— Your instructions —
State the number of lines that hold the string "index", with nothing added.
Recorded information start
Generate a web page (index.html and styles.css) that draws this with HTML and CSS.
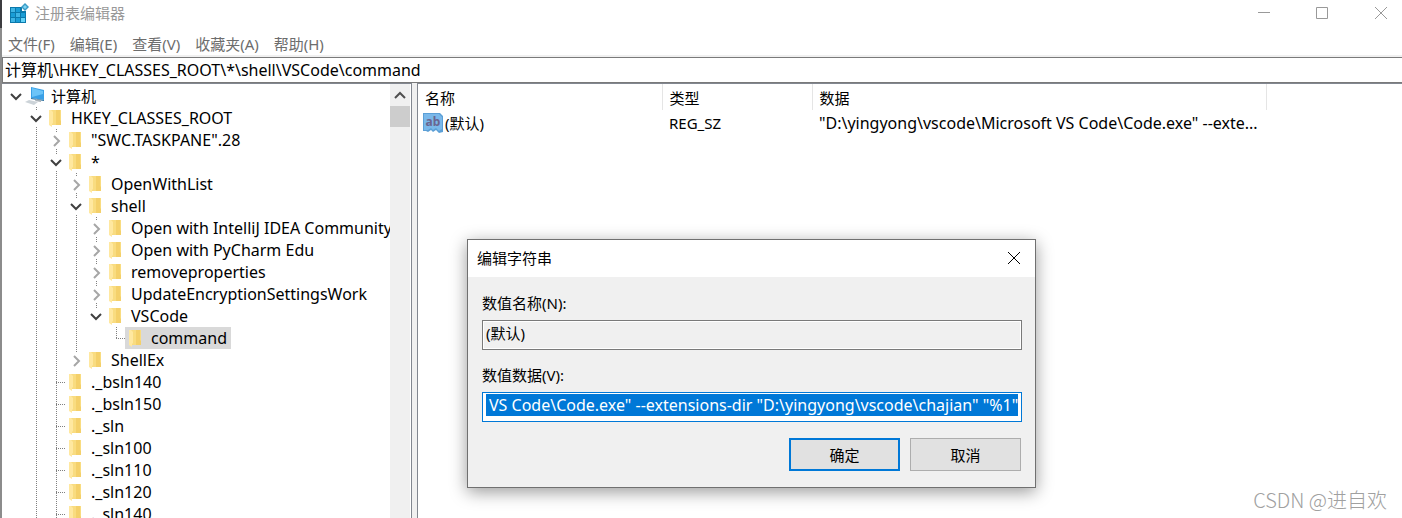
FILE: index.html
```
<!DOCTYPE html>
<html lang="zh-CN">

<head>
  <meta charset="UTF-8" />
  <meta name="viewport" content="width=device-width, initial-scale=1.0" />
  <title>注册表编辑器</title>
  <link rel="stylesheet" href="styles.css">
</head>

<body>
  <svg class="defs" width="0" height="0" aria-hidden="true">
    <symbol id="folder" viewBox="0 0 12 17">
      <path d="M2 0h10v15H3z" fill="#f9dc80" />
      <path d="M7 0h4v10l1 1v4H7z" fill="#f4d06a" />
      <path d="M0 0h2l2 2v11l-1 1v3L0 15z" fill="#ffe8a0" />
    </symbol>
    <symbol id="chevron-down" viewBox="0 0 20 16">
      <path d="M6 6l5 5 5-5" fill="none" stroke="#404040" stroke-width="2" />
    </symbol>
    <symbol id="chevron-right" viewBox="0 0 20 16">
      <path d="M9 4l5 5-5 5" fill="none" stroke="#a6a6a6" stroke-width="2" />
    </symbol>
  </svg>

  <div class="window">
    <header class="titlebar">
      <svg class="app-icon" width="21" height="20" viewBox="0 0 21 20" aria-hidden="true">
        <path d="M1 4h12v4h4v12H1z" fill="#0b79ac" />
        <path d="M2 5h4v4H2zM7 10h4v4H7zM2 15h4v4H2z" fill="#3fb4e4" />
        <path d="M7 5h4v4H7zM2 10h4v4H2zM12 10h4v4h-4zM7 15h4v4H7z" fill="#1a9dd6" />
        <path d="M12 15h4v4h-4z" fill="#62d2f7" />
        <path d="M16 0l4 4-4 4-4-4z" fill="#3a9cc6" />
        <path d="M16 2l2 2-2 2-2-2z" fill="#7fd4f3" />
      </svg>
      <h1>注册表编辑器</h1>
      <div class="window-buttons">
        <button type="button" aria-label="最小化">
          <svg width="12" height="12" viewBox="0 0 12 12"><path d="M0 5.500h12" /></svg>
        </button>
        <button type="button" aria-label="最大化">
          <svg width="12" height="12" viewBox="0 0 12 12"><path d="M.5.5h11v11H.5z" /></svg>
        </button>
        <button type="button" aria-label="关闭">
          <svg width="12" height="12" viewBox="0 0 12 12"><path d="M0 0l12 12M12 0L0 12" /></svg>
        </button>
      </div>
    </header>

    <nav class="menubar">
      <button type="button">文件(F)</button>
      <button type="button">编辑(E)</button>
      <button type="button">查看(V)</button>
      <button type="button">收藏夹(A)</button>
      <button type="button">帮助(H)</button>
    </nav>

    <input class="address" type="text" aria-label="地址" value="计算机\HKEY_CLASSES_ROOT\*\shell\VSCode\command" />

    <main class="panes">
      <section class="tree-pane">
        <ul class="tree">
          <li class="root">
            <div class="row">
              <button type="button" class="toggle" aria-label="折叠"><svg><use href="#chevron-down" /></svg></button>
              <span class="item">
                <svg class="computer" width="20" height="18" viewBox="0 0 20 18" aria-hidden="true">
                  <path d="M6 0l13 3v10L6 11z" fill="#3aa0e6" />
                  <path d="M7 1l11 3v3L7 10z" fill="#6cc4f8" />
                  <path d="M19 3v10L6 11v1l13 2z" fill="#2a6f9f" />
                  <path d="M11 12l5 1v2l-6-1z" fill="#a8b0b6" />
                  <path d="M0 15l4-2 9 2-4 3z" fill="#ccd3d8" />
                </svg>
                <span class="label root-label">计算机</span>
              </span>
            </div>
            <ul>
              <li class="more">
                <div class="row">
                  <button type="button" class="toggle" aria-label="折叠"><svg><use href="#chevron-down" /></svg></button>
                  <span class="item"><svg class="folder"><use href="#folder" /></svg><span class="label">HKEY_CLASSES_ROOT</span></span>
                </div>
                <ul>
                  <li>
                    <div class="row">
                      <button type="button" class="toggle" aria-label="展开"><svg><use href="#chevron-right" /></svg></button>
                      <span class="item"><svg class="folder"><use href="#folder" /></svg><span class="label">"SWC.TASKPANE".28</span></span>
                    </div>
                  </li>
                  <li>
                    <div class="row">
                      <button type="button" class="toggle" aria-label="折叠"><svg><use href="#chevron-down" /></svg></button>
                      <span class="item"><svg class="folder"><use href="#folder" /></svg><span class="label">*</span></span>
                    </div>
                    <ul>
                      <li>
                        <div class="row">
                          <button type="button" class="toggle" aria-label="展开"><svg><use href="#chevron-right" /></svg></button>
                          <span class="item"><svg class="folder"><use href="#folder" /></svg><span class="label">OpenWithList</span></span>
                        </div>
                      </li>
                      <li>
                        <div class="row">
                          <button type="button" class="toggle" aria-label="折叠"><svg><use href="#chevron-down" /></svg></button>
                          <span class="item"><svg class="folder"><use href="#folder" /></svg><span class="label">shell</span></span>
                        </div>
                        <ul>
                          <li>
                            <div class="row">
                              <button type="button" class="toggle" aria-label="展开"><svg><use href="#chevron-right" /></svg></button>
                              <span class="item"><svg class="folder"><use href="#folder" /></svg><span class="label">Open with IntelliJ IDEA Community Edition</span></span>
                            </div>
                          </li>
                          <li>
                            <div class="row">
                              <button type="button" class="toggle" aria-label="展开"><svg><use href="#chevron-right" /></svg></button>
                              <span class="item"><svg class="folder"><use href="#folder" /></svg><span class="label">Open with PyCharm Edu</span></span>
                            </div>
                          </li>
                          <li>
                            <div class="row">
                              <button type="button" class="toggle" aria-label="展开"><svg><use href="#chevron-right" /></svg></button>
                              <span class="item"><svg class="folder"><use href="#folder" /></svg><span class="label">removeproperties</span></span>
                            </div>
                          </li>
                          <li>
                            <div class="row">
                              <button type="button" class="toggle" aria-label="展开"><svg><use href="#chevron-right" /></svg></button>
                              <span class="item"><svg class="folder"><use href="#folder" /></svg><span class="label">UpdateEncryptionSettingsWork</span></span>
                            </div>
                          </li>
                          <li>
                            <div class="row">
                              <button type="button" class="toggle" aria-label="折叠"><svg><use href="#chevron-down" /></svg></button>
                              <span class="item"><svg class="folder"><use href="#folder" /></svg><span class="label">VSCode</span></span>
                            </div>
                            <ul>
                              <li>
                                <div class="row">
                                  <span class="branch"></span>
                                  <span class="item selected"><svg class="folder"><use href="#folder" /></svg><span class="label">command</span></span>
                                </div>
                              </li>
                            </ul>
                          </li>
                        </ul>
                      </li>
                      <li>
                        <div class="row">
                          <button type="button" class="toggle" aria-label="展开"><svg><use href="#chevron-right" /></svg></button>
                          <span class="item"><svg class="folder"><use href="#folder" /></svg><span class="label">ShellEx</span></span>
                        </div>
                      </li>
                    </ul>
                  </li>
                  <li>
                    <div class="row"><span class="branch"></span><span class="item"><svg class="folder"><use href="#folder" /></svg><span class="label">._bsln140</span></span></div>
                  </li>
                  <li>
                    <div class="row"><span class="branch"></span><span class="item"><svg class="folder"><use href="#folder" /></svg><span class="label">._bsln150</span></span></div>
                  </li>
                  <li>
                    <div class="row"><span class="branch"></span><span class="item"><svg class="folder"><use href="#folder" /></svg><span class="label">._sln</span></span></div>
                  </li>
                  <li>
                    <div class="row"><span class="branch"></span><span class="item"><svg class="folder"><use href="#folder" /></svg><span class="label">._sln100</span></span></div>
                  </li>
                  <li>
                    <div class="row"><span class="branch"></span><span class="item"><svg class="folder"><use href="#folder" /></svg><span class="label">._sln110</span></span></div>
                  </li>
                  <li>
                    <div class="row"><span class="branch"></span><span class="item"><svg class="folder"><use href="#folder" /></svg><span class="label">._sln120</span></span></div>
                  </li>
                  <li class="more">
                    <div class="row"><span class="branch"></span><span class="item"><svg class="folder"><use href="#folder" /></svg><span class="label">._sln140</span></span></div>
                  </li>
                </ul>
              </li>
            </ul>
          </li>
        </ul>
        <div class="scrollbar">
          <button type="button" aria-label="向上滚动">
            <svg width="12" height="8" viewBox="0 0 12 8"><path d="M1 7l5-5 5 5" /></svg>
          </button>
          <div class="thumb"></div>
        </div>
      </section>

      <section class="values-pane">
        <table>
          <colgroup>
            <col class="col-name" />
            <col class="col-type" />
            <col class="col-data" />
            <col />
          </colgroup>
          <thead>
            <tr>
              <th>名称</th>
              <th>类型</th>
              <th>数据</th>
              <td></td>
            </tr>
          </thead>
          <tbody>
            <tr>
              <td class="name">
                <div class="value-name">
                  <svg width="20" height="20" viewBox="0 0 20 20" aria-hidden="true">
                    <path d="M0 0h17l3 3v16l-4 1-3-3-3 2-2-2-3 2-2-1H0z" fill="#5b9fd6" />
                    <path d="M1 1h15l3 3v12l-3 2-3-3-3 2-2-2-3 2H1z" fill="#7ab8ea" />
                    <text x="10" y="13" text-anchor="middle" class="ab">ab</text>
                  </svg>
                  <span>(默认)</span>
                </div>
              </td>
              <td>REG_SZ</td>
              <td class="data">"D:\yingyong\vscode\Microsoft VS Code\Code.exe" --exte...</td>
              <td></td>
            </tr>
          </tbody>
        </table>
      </section>
    </main>
  </div>

  <div class="dialog" role="dialog" aria-labelledby="dialog-title">
    <div class="dialog-title">
      <h2 id="dialog-title">编辑字符串</h2>
      <button type="button" aria-label="关闭">
        <svg width="12" height="12" viewBox="0 0 12 12"><path d="M0 0l12 12M12 0L0 12" /></svg>
      </button>
    </div>
    <form class="dialog-form">
      <label for="valueName">数值名称(N):</label>
      <input type="text" id="valueName" value="(默认)" readonly />
      <label for="valueData">数值数据(V):</label>
      <input type="text" id="valueData" spellcheck="false"
        value="&quot;D:\yingyong\vscode\Microsoft VS Code\Code.exe&quot; --extensions-dir &quot;D:\yingyong\vscode\chajian&quot; &quot;%1&quot;" />
      <div class="dialog-buttons">
        <button type="submit" class="default">确定</button>
        <button type="button">取消</button>
      </div>
    </form>
  </div>

  <div class="watermark">CSDN @进自欢</div>

  <script>
    const valueData = document.getElementById('valueData');

    valueData.focus();
    valueData.select();
    valueData.scrollLeft = valueData.scrollWidth;

    document.querySelector('.dialog-form').addEventListener('submit', function (e) {
      e.preventDefault();
    });
  </script>
</body>

</html>
```
FILE: styles.css
```
:root {
  --accent: #0078d7;
  --line: #828790;
  --face: #f0f0f0;
}

* {
  box-sizing: border-box;
}

body {
  margin: 0;
  padding-left: 2px;
  height: 100vh;
  overflow: hidden;
  background: linear-gradient(#3c3c40 28px, #8c8c8c 28px);
  color: #000000;
}

body,
button,
input {
  font-family: "Noto Sans", "Noto Sans CJK SC", sans-serif;
  font-size: 15px;
  line-height: 20px;
}

button {
  padding: 0;
  border: none;
  background: none;
}

h1,
h2 {
  margin: 0;
  font-size: 15px;
  font-weight: normal;
}

ul {
  margin: 0;
  padding: 0;
  list-style: none;
}

.defs {
  position: absolute;
}

.window {
  display: flex;
  flex-direction: column;
  height: 100vh;
  background: #ffffff;
}

/* title bar */
.titlebar {
  display: flex;
  align-items: center;
  height: 28px;
  padding: 0 0 2px 7px;
  color: #999999;
}

.titlebar h1 {
  flex: 1;
  margin-left: 5px;
}

.window-buttons {
  display: flex;
}

.window-buttons button {
  display: flex;
  justify-content: center;
  width: 58px;
}

.window-buttons button:last-child {
  width: 51px;
  padding-right: 15px;
  justify-content: flex-end;
}

.window-buttons path {
  fill: none;
  stroke: #999999;
}

/* menu */
.menubar {
  display: flex;
  gap: 15px;
  height: 29px;
  padding: 4px 6px 0;
  align-items: center;
  border-bottom: 2px solid var(--face);
}

.menubar button {
  color: #6d6d6d;
}

.address {
  height: 26px;
  padding: 0 2px 2px;
  border: 1px solid #7a7a7a;
  border-right: none;
  font-size: 16px;
}

/* tree */
.panes {
  display: flex;
  flex: 1;
  min-height: 0;
  background: var(--face);
}

.tree-pane {
  display: flex;
  width: 410px;
  border-top: 1px solid var(--line);
  border-right: 1px solid var(--line);
  background: #ffffff;
}

.tree {
  flex: 1;
  overflow: hidden;
  padding: 1px 0 0 3px;
}

.tree li {
  background: repeating-linear-gradient(#808080 0 1px, transparent 1px 2px) 11px 0 / 1px 100% no-repeat;
}

.tree li:last-child:not(.more) {
  background-size: 1px 11px;
}

.tree li.root:last-child {
  background: none;
}

.tree ul {
  padding-left: 20px;
}

.row {
  display: flex;
  align-items: center;
  height: 22px;
  white-space: nowrap;
}

.toggle {
  flex: none;
  display: flex;
  background: #ffffff;
}

.toggle svg {
  width: 20px;
  height: 16px;
}

.branch {
  flex: none;
  width: 9px;
  height: 1px;
  margin-left: 11px;
  background: repeating-linear-gradient(90deg, #808080 0 1px, transparent 1px 2px);
}

.item {
  display: flex;
  align-items: center;
  height: 22px;
  padding-right: 4px;
}

.selected {
  background: #d9d9d9;
}

.folder {
  width: 12px;
  height: 17px;
  margin: 0 4px;
}

.label {
  padding-left: 6px;
  font-size: 16px;
}

.root-label {
  font-size: 15px;
}

.scrollbar {
  width: 20px;
  margin-right: 1px;
  background: var(--face);
}

.scrollbar button {
  display: flex;
  align-items: center;
  justify-content: center;
  width: 20px;
  height: 22px;
}

.scrollbar path {
  fill: none;
  stroke: #505050;
  stroke-width: 2;
}

.thumb {
  height: 21px;
  background: #cdcdcd;
}

/* values */
.values-pane {
  flex: 1;
  margin-left: 5px;
  border-top: 1px solid var(--line);
  border-left: 1px solid var(--line);
  background: #ffffff;
}

table {
  width: 100%;
  table-layout: fixed;
  border-collapse: collapse;
}

.col-name {
  width: 244px;
}

.col-type {
  width: 150px;
}

.col-data {
  width: 454px;
}

th,
td {
  height: 26px;
  padding: 0 0 0 7px;
  font-weight: normal;
  text-align: left;
  white-space: nowrap;
}

th {
  padding-top: 2px;
  border-right: 1px solid #e5e5e5;
}

.name {
  padding-left: 5px;
}

.data {
  font-size: 16px;
}

.value-name {
  display: flex;
  align-items: center;
  gap: 2px;
}

.ab {
  font-size: 12px;
  font-weight: bold;
  fill: #6a6590;
}

/* edit dialog */
.dialog {
  position: absolute;
  top: 239px;
  left: 467px;
  width: 569px;
  border: 1px solid #707070;
  background: var(--face);
  box-shadow: 0 4px 16px rgba(0, 0, 0, 0.4);
}

.dialog-title {
  display: flex;
  align-items: center;
  justify-content: space-between;
  height: 37px;
  padding: 0 15px 2px 9px;
  background: #ffffff;
}

.dialog-title button {
  display: flex;
}

.dialog-title path {
  stroke: #000000;
}

.dialog-form {
  display: flex;
  flex-direction: column;
  padding: 16px 13px 16px 14px;
}

.dialog-form label {
  margin-bottom: 7px;
}

.dialog-form input {
  height: 30px;
  margin-bottom: 15px;
  padding: 0 3px 5px;
  border: 1px solid #7a7a7a;
  outline: none;
  caret-color: transparent;
}

#valueName {
  background: var(--face);
  box-shadow: inset 0 0 0 1px #ffffff;
}

#valueData {
  border-color: var(--accent);
  font-size: 16px;
}

#valueData::selection {
  background: var(--accent);
  color: #ffffff;
}

.dialog-buttons {
  display: flex;
  justify-content: flex-end;
  gap: 10px;
  padding: 1px 1px 0 0;
}

.dialog-buttons button {
  width: 111px;
  height: 33px;
  border: 1px solid #adadad;
  background: #e1e1e1;
}

.dialog-buttons .default {
  border: 2px solid var(--accent);
}

.watermark {
  position: absolute;
  right: 15px;
  bottom: 6px;
  color: #a0a0a0;
  font-family: "Noto Sans CJK SC", sans-serif;
  font-size: 20px;
  font-weight: 300;
  line-height: 24px;
}
```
Recorded information end
— Answer to this problem —
2